Being Black in Silicon Valley — and Alaska, Atlanta, & NYC

If you’ve ever felt like an outsider in your workplace, you’ll relate to Erica Joy’s sobering look back on her career (so far) in tech, which has spanned several states and environments and contained both overt racism and more subtle trials that eroded her day by day.

On the team in New York, I was once again the only black woman. I did what I thought I had to do to survive in the environment. I once again donned the uniform to fit in. Jeans, “unisex” t-shirt, Timbuk2 messenger bag. I stayed late playing multiplayer Battlefield, I quickly learned a bunch of classic rock songs so I could play Rock Band and Guitar Hero with the team, I don’t like beer so I went out to beer taverns and drank water. I remember asking if we could do other outings that didn’t include beer and getting voted down. I continued to lose myself for the sake of being included amongst my coworkers. We worked a lot then, so my team became my social life and I never hung out with many others. When I left New York to move to Mountain View, I didn’t abandon my life in the way that I did when I left Atlanta. I just put down the life I’d picked up from others.

The piece works as a very clear explanation of her very specific experience; it also triggered, for me, various bitter — though, of course, not nearly as insidious — memories. Like my year of being a “girl,” fresh out of college, in a fast-paced, self-important talent agency where the vast majority of the people in power, including all of my bosses, were “men,” and men who liked to curse and scream and make sexist jokes, at that.
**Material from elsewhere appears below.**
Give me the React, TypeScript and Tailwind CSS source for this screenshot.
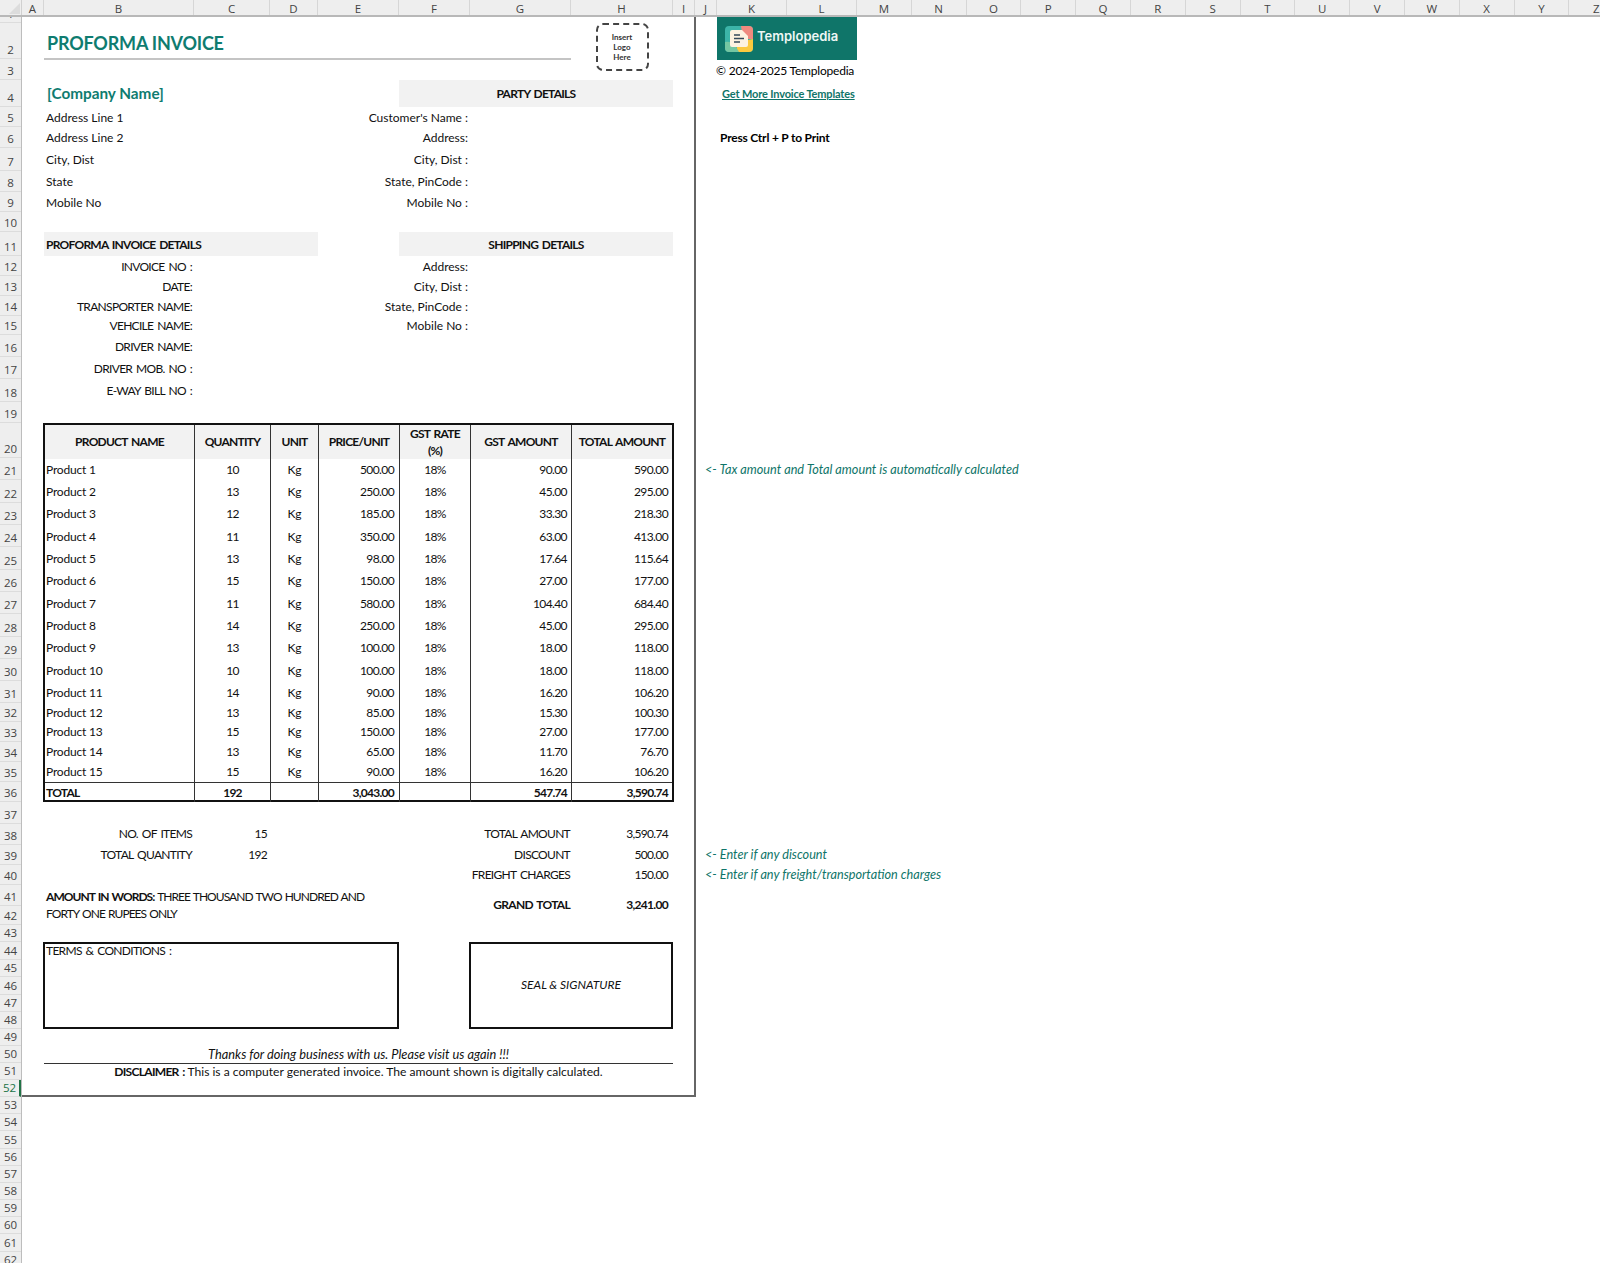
const COLS = 'grid grid-cols-[150px_76px_48px_81px_71px_101px_102px]';
const TABLE_COLS = 'grid grid-cols-[150px_76px_48px_81px_71px_101px_100px]';
// Lato runs wider than the sheet's font on capitals and digits
const CAPS = 'tracking-[-0.7px] [word-spacing:1.5px]';
const BOLD_CAPS = 'font-bold tracking-[-0.75px] [word-spacing:1.5px]';
const NUM = 'tracking-[-0.6px]';

const columns: [string, string][] = [
  ['A', 'w-[22px]'], ['B', 'w-[150px]'], ['C', 'w-[76px]'], ['D', 'w-[48px]'], ['E', 'w-[81px]'], ['F', 'w-[71px]'],
  ['G', 'w-[101px]'], ['H', 'w-[102px]'], ['I', 'w-[22px]'], ['J', 'w-[22px]'], ['K', 'w-[70px]'], ['L', 'w-[70px]'],
  ['M', 'w-[54.8px]'], ['N', 'w-[54.8px]'], ['O', 'w-[54.8px]'], ['P', 'w-[54.8px]'], ['Q', 'w-[54.8px]'], ['R', 'w-[54.8px]'],
  ['S', 'w-[54.8px]'], ['T', 'w-[54.8px]'], ['U', 'w-[54.8px]'], ['V', 'w-[54.8px]'], ['W', 'w-[54.8px]'], ['X', 'w-[54.8px]'],
  ['Y', 'w-[54.8px]'], ['Z', 'w-[54.8px]'],
];

const rowHeights = [
  'h-[6px]', 'h-[36px]', 'h-[21px]', 'h-[27px]', 'h-[20px]', 'h-[21px]', 'h-[23px]', 'h-[21px]', 'h-[20px]', 'h-[20px]',
  'h-[24px]', 'h-[20px]', 'h-[20px]', 'h-[20px]', 'h-[19px]', 'h-[22px]', 'h-[22px]', 'h-[23px]', 'h-[21px]', 'h-[35px]',
  'h-[22.33px]', 'h-[22.33px]', 'h-[22.33px]', 'h-[22.33px]', 'h-[22.33px]', 'h-[22.33px]', 'h-[22.33px]', 'h-[22.33px]', 'h-[22.33px]', 'h-[22.33px]',
  'h-[21.7px]', 'h-[19px]', 'h-[20px]', 'h-[20px]', 'h-[20px]', 'h-[20px]', 'h-[22px]', 'h-[21px]', 'h-[20px]', 'h-[20px]',
  'h-[21px]', 'h-[19px]', 'h-[17px]', 'h-[18px]', 'h-[17px]', 'h-[18px]', 'h-[17px]', 'h-[17px]', 'h-[17px]', 'h-[17px]',
  'h-[17px]', 'h-[17px]', 'h-[17.2px]', 'h-[17.2px]', 'h-[17.2px]', 'h-[17.2px]', 'h-[17.2px]', 'h-[17.2px]', 'h-[17.2px]', 'h-[17.2px]',
  'h-[17.2px]', 'h-[17.2px]',
];

const products = [
  ['Product 1', '10', '500.00', '90.00', '590.00'],
  ['Product 2', '13', '250.00', '45.00', '295.00'],
  ['Product 3', '12', '185.00', '33.30', '218.30'],
  ['Product 4', '11', '350.00', '63.00', '413.00'],
  ['Product 5', '13', '98.00', '17.64', '115.64'],
  ['Product 6', '15', '150.00', '27.00', '177.00'],
  ['Product 7', '11', '580.00', '104.40', '684.40'],
  ['Product 8', '14', '250.00', '45.00', '295.00'],
  ['Product 9', '13', '100.00', '18.00', '118.00'],
  ['Product 10', '10', '100.00', '18.00', '118.00'],
  ['Product 11', '14', '90.00', '16.20', '106.20'],
  ['Product 12', '13', '85.00', '15.30', '100.30'],
  ['Product 13', '15', '150.00', '27.00', '177.00'],
  ['Product 14', '13', '65.00', '11.70', '76.70'],
  ['Product 15', '15', '90.00', '16.20', '106.20'],
];

// row heights inside the table, first 10 are the tall ones
const productRowH = [
  'h-[22.33px]', 'h-[22.33px]', 'h-[22.33px]', 'h-[22.33px]', 'h-[22.33px]', 'h-[22.33px]', 'h-[22.33px]', 'h-[22.33px]', 'h-[22.33px]', 'h-[22.33px]',
  'h-[21.7px]', 'h-[19px]', 'h-[20px]', 'h-[20px]', 'h-[20px]',
];

function ColumnHeader() {
  return (
    <div className="flex h-[17px] overflow-hidden border-b-2 border-[#b8b8b8] bg-[#eeeeee] font-['Open_Sans'] text-[11.5px] text-[#444]">
      <div className="relative w-[22px] shrink-0 border-r border-[#d0d0d0]">
        <svg className="absolute right-[1px] bottom-[1px]" width="11" height="11" viewBox="0 0 11 11">
          <path d="M11 0V11H0Z" fill="#dcdcdc" />
        </svg>
      </div>
      {columns.map(([name, w]) => (
        <div key={name} className={`${w} flex shrink-0 items-center justify-center border-r border-[#d6d6d6] pt-[2px]`}>{name}</div>
      ))}
    </div>
  );
}

function RowHeader() {
  return (
    <div className="w-[22px] shrink-0 border-r border-[#bdbdbd] bg-[#eeeeee] font-['Open_Sans'] text-[11.5px] text-[#444]">
      {rowHeights.map((h, i) => (
        <div
          key={i}
          className={`${h} flex items-end justify-center overflow-hidden border-b border-[#dcdcdc] leading-[16px] ${i === 51 ? 'border-r-2 border-r-[#217346] text-[#217346]' : ''}`}
        >
          {i + 1}
        </div>
      ))}
    </div>
  );
}

function Logo() {
  return (
    <div className="ml-[21px] flex h-[43px] w-[140px] items-center gap-[4px] bg-[#0f7569] pl-[8px]">
      <svg width="28" height="26" viewBox="0 0 28 26">
        <rect width="28" height="26" rx="4" fill="#3cb4a8" />
        <path d="M16 0H24Q28 0 28 4V13H18Z" fill="#ef8a7f" />
        <path d="M28 13V22Q28 26 24 26H10L14 16Z" fill="#fcc93f" />
        <path d="M0 16Q6 15 10 19L14 26H4Q0 26 0 22Z" fill="#74c6a2" />
        <path d="M7 4H17L23 10V19Q23 21 21 21H7Q5 21 5 19V6Q5 4 7 4Z" fill="#fdf2e0" />
        <path d="M9 9H15M9 12.5H19M9 16H15" stroke="#34495a" strokeWidth="1.6" />
      </svg>
      <span className="-mt-[3px] font-['Inter'] text-[13px] font-semibold text-[#eef7f5]">Templopedia</span>
    </div>
  );
}

function SidePanel() {
  return (
    <div className="flex flex-col text-[12px] text-black">
      <Logo />
      <div className="ml-[20px] flex h-[22px] items-center tracking-[-0.2px]">© 2024-2025 Templopedia</div>
      <div className="ml-[26px] flex h-[24px] items-center text-[11px] font-bold tracking-[-0.15px] text-[#0f7569] underline">Get More Invoice Templates</div>
      <div className="mt-[21px] ml-[24px] flex h-[22px] items-center font-bold tracking-[-0.2px]">Press Ctrl + P to Print</div>
      <div className="mt-[310px] ml-[9px] flex h-[22px] items-center text-[12.7px] text-[#0f7569] italic">{'<- Tax amount and Total amount is automatically calculated'}</div>
      <div className="mt-[364px] ml-[9px] flex h-[20px] items-center text-[12.7px] text-[#0f7569] italic">{'<- Enter if any discount'}</div>
      <div className="ml-[9px] flex h-[20px] items-center text-[12.7px] text-[#0f7569] italic">{'<- Enter if any freight/transportation charges'}</div>
    </div>
  );
}

function TitleBlock() {
  return (
    <div className="flex h-[63px]">
      <div className="h-[43px] w-[527px] border-b-2 border-[#c4c4c4] pt-[14px] pl-[3px] text-[18px] leading-[24px] font-bold tracking-[-0.2px] text-[#0f7c70]">
        PROFORMA INVOICE
      </div>
      <div className="flex w-[102px] justify-center pt-[6px]">
        <div className="flex h-[48px] w-[53px] items-center justify-center rounded-[7px] border-2 border-dashed border-[#444] text-center text-[8px] leading-[10px] font-bold text-[#333]">
          Insert<br />Logo<br />Here
        </div>
      </div>
    </div>
  );
}

function InfoRow({ h, left, right, caps }: { h: string; left?: string; right?: string; caps?: boolean }) {
  return (
    <div className={`${COLS} ${h} items-center pt-px`}>
      <div className={caps ? `pr-[2px] text-right ${CAPS}` : 'pl-[2px]'}>{left}</div>
      <div className="col-span-4 pr-[2px] text-right">{right}</div>
    </div>
  );
}

function SectionHead({ h, title, left, details }: { h: string; title: string; left?: string; details?: boolean }) {
  return (
    <div className={`${COLS} ${h}`}>
      {details ? (
        <div className={`col-span-3 flex items-center bg-[#f2f2f2] pt-px pl-[2px] ${BOLD_CAPS}`}>{left}</div>
      ) : (
        <div className="col-span-3 flex items-center pl-[3px] text-[15.3px] font-bold text-[#0f7c70]">{left}</div>
      )}
      <div className={`col-span-3 col-start-5 flex items-center justify-center bg-[#f2f2f2] pt-px ${BOLD_CAPS}`}>{title}</div>
    </div>
  );
}

function ProductTable() {
  const cell = 'flex items-center border-r border-[#333] pt-px';
  const headCell = `flex items-center border-r border-[#333] justify-center text-center bg-[#f2f2f2] ${BOLD_CAPS}`;
  return (
    <div className="-ml-px w-[631px] border-2 border-[#111]">
      <div className={`${TABLE_COLS} h-[33px] border-b-2 border-[#333]`}>
        <div className={headCell}>PRODUCT NAME</div>
        <div className={headCell}>QUANTITY</div>
        <div className={headCell}>UNIT</div>
        <div className={headCell}>PRICE/UNIT</div>
        <div className={`${headCell} leading-[17px]`}>GST RATE<br />(%)</div>
        <div className={headCell}>GST AMOUNT</div>
        <div className={`flex items-center justify-center bg-[#f2f2f2] ${BOLD_CAPS}`}>TOTAL AMOUNT</div>
      </div>
      {products.map(([name, qty, price, gst, total], i) => (
        <div key={name} className={`${TABLE_COLS} ${productRowH[i]}`}>
          <div className={`${cell} pl-[1px] tracking-[-0.2px]`}>{name}</div>
          <div className={`${cell} justify-center ${NUM}`}>{qty}</div>
          <div className={`${cell} justify-center`}>Kg</div>
          <div className={`${cell} justify-end pr-[5px] ${NUM}`}>{price}</div>
          <div className={`${cell} justify-center ${NUM}`}>18%</div>
          <div className={`${cell} justify-end pr-[4px] ${NUM}`}>{gst}</div>
          <div className={`flex items-center justify-end pt-px pr-[4px] ${NUM}`}>{total}</div>
        </div>
      ))}
      <div className={`${TABLE_COLS} h-[18px] border-t border-[#333] ${BOLD_CAPS}`}>
        <div className={`${cell} pl-[1px]`}>TOTAL</div>
        <div className={`${cell} justify-center`}>192</div>
        <div className={cell} />
        <div className={`${cell} justify-end pr-[5px]`}>3,043.00</div>
        <div className={cell} />
        <div className={`${cell} justify-end pr-[4px]`}>547.74</div>
        <div className="flex items-center justify-end pt-px pr-[4px]">3,590.74</div>
      </div>
    </div>
  );
}

function Totals() {
  const rows: [string, string, string, string, string][] = [
    ['h-[21px]', 'NO. OF ITEMS', '15', 'TOTAL AMOUNT', '3,590.74'],
    ['h-[20px]', 'TOTAL QUANTITY', '192', 'DISCOUNT', '500.00'],
    ['h-[20px]', '', '', 'FREIGHT CHARGES', '150.00'],
  ];
  return (
    <div className={`mt-[22px] ${CAPS}`}>
      {rows.map(([h, a, b, c, d]) => (
        <div key={c} className={`${COLS} ${h} items-center`}>
          <div className="pr-[2px] text-right">{a}</div>
          <div className="pr-[3px] text-right">{b}</div>
          <div className="col-span-3" />
          <div className="pr-[1px] text-right whitespace-nowrap">{c}</div>
          <div className="pr-[5px] text-right">{d}</div>
        </div>
      ))}
      <div className={`${COLS} h-[40px] items-center`}>
        <div className="col-span-5 pl-[2px] leading-[17px] tracking-[-0.95px] [word-spacing:1px]">
          <b>AMOUNT IN WORDS:</b> THREE THOUSAND TWO HUNDRED AND<br />FORTY ONE RUPEES ONLY
        </div>
        <div className="pr-[1px] text-right font-bold">GRAND TOTAL</div>
        <div className="pr-[5px] text-right font-bold">3,241.00</div>
      </div>
    </div>
  );
}

function Boxes() {
  return (
    <div className={`${COLS} mt-[17px] h-[87px]`}>
      <div className={`col-span-4 -ml-px border-2 border-[#111] pl-[1px] leading-[14px] ${CAPS}`}>TERMS &amp; CONDITIONS :</div>
      <div className="col-span-2 col-start-6 -ml-px flex items-center justify-center border-2 border-[#111] italic">SEAL &amp; SIGNATURE</div>
    </div>
  );
}

function Invoice() {
  return (
    <div className="h-[1080px] w-[674px] shrink-0 border-r-2 border-b-2 border-[#666] pl-[22px] font-['Lato'] text-[12px] text-[#111]">
      <TitleBlock />
      <SectionHead h="h-[27px]" left="[Company Name]" title="PARTY DETAILS" />
      <InfoRow h="h-[20px]" left="Address Line 1" right="Customer's Name :" />
      <InfoRow h="h-[21px]" left="Address Line 2" right="Address:" />
      <InfoRow h="h-[23px]" left="City, Dist" right="City, Dist :" />
      <InfoRow h="h-[21px]" left="State" right="State, PinCode :" />
      <InfoRow h="h-[20px]" left="Mobile No" right="Mobile No :" />
      <div className="h-[20px]" />
      <SectionHead h="h-[24px]" left="PROFORMA INVOICE DETAILS" details title="SHIPPING DETAILS" />
      <InfoRow h="h-[20px]" caps left="INVOICE NO :" right="Address:" />
      <InfoRow h="h-[20px]" caps left="DATE:" right="City, Dist :" />
      <InfoRow h="h-[20px]" caps left="TRANSPORTER NAME:" right="State, PinCode :" />
      <InfoRow h="h-[19px]" caps left="VEHCILE NAME:" right="Mobile No :" />
      <InfoRow h="h-[22px]" caps left="DRIVER NAME:" />
      <InfoRow h="h-[22px]" caps left="DRIVER MOB. NO :" />
      <InfoRow h="h-[23px]" caps left="E-WAY BILL NO :" />
      <div className="h-[21px]" />
      <ProductTable />
      <Totals />
      <Boxes />
      <div className="mt-[18px] flex h-[17px] w-[629px] items-center justify-center border-b border-[#333] text-[12.8px] italic">
        Thanks for doing business with us. Please visit us again !!!
      </div>
      <div className="flex h-[17px] w-[629px] items-center justify-center text-[12.1px]">
        <span><b className={BOLD_CAPS}>DISCLAIMER :</b> This is a computer generated invoice. The amount shown is digitally calculated.</span>
      </div>
    </div>
  );
}

export default function App() {
  return (
    <div className="h-[1263px] w-[1600px] overflow-hidden bg-white font-['Lato',sans-serif]">
      <ColumnHeader />
      <div className="flex">
        <RowHeader />
        <Invoice />
        <SidePanel />
      </div>
    </div>
  );
}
Mostly, though, it made my heart hurt, and in a world in which people are not generally empathetic across racial lines, that feels important. It reminded me of a conversation I once had with a dude, who told me he’d been the only black guy at his prep school. “Was that hard?” I asked him. He gave me a half-smile and said, “Only when things went missing.”

History lesson! Elizabeth Eckford, of the Little Rock Nine, went on to college and to work in a bank and still lives in Little Rock.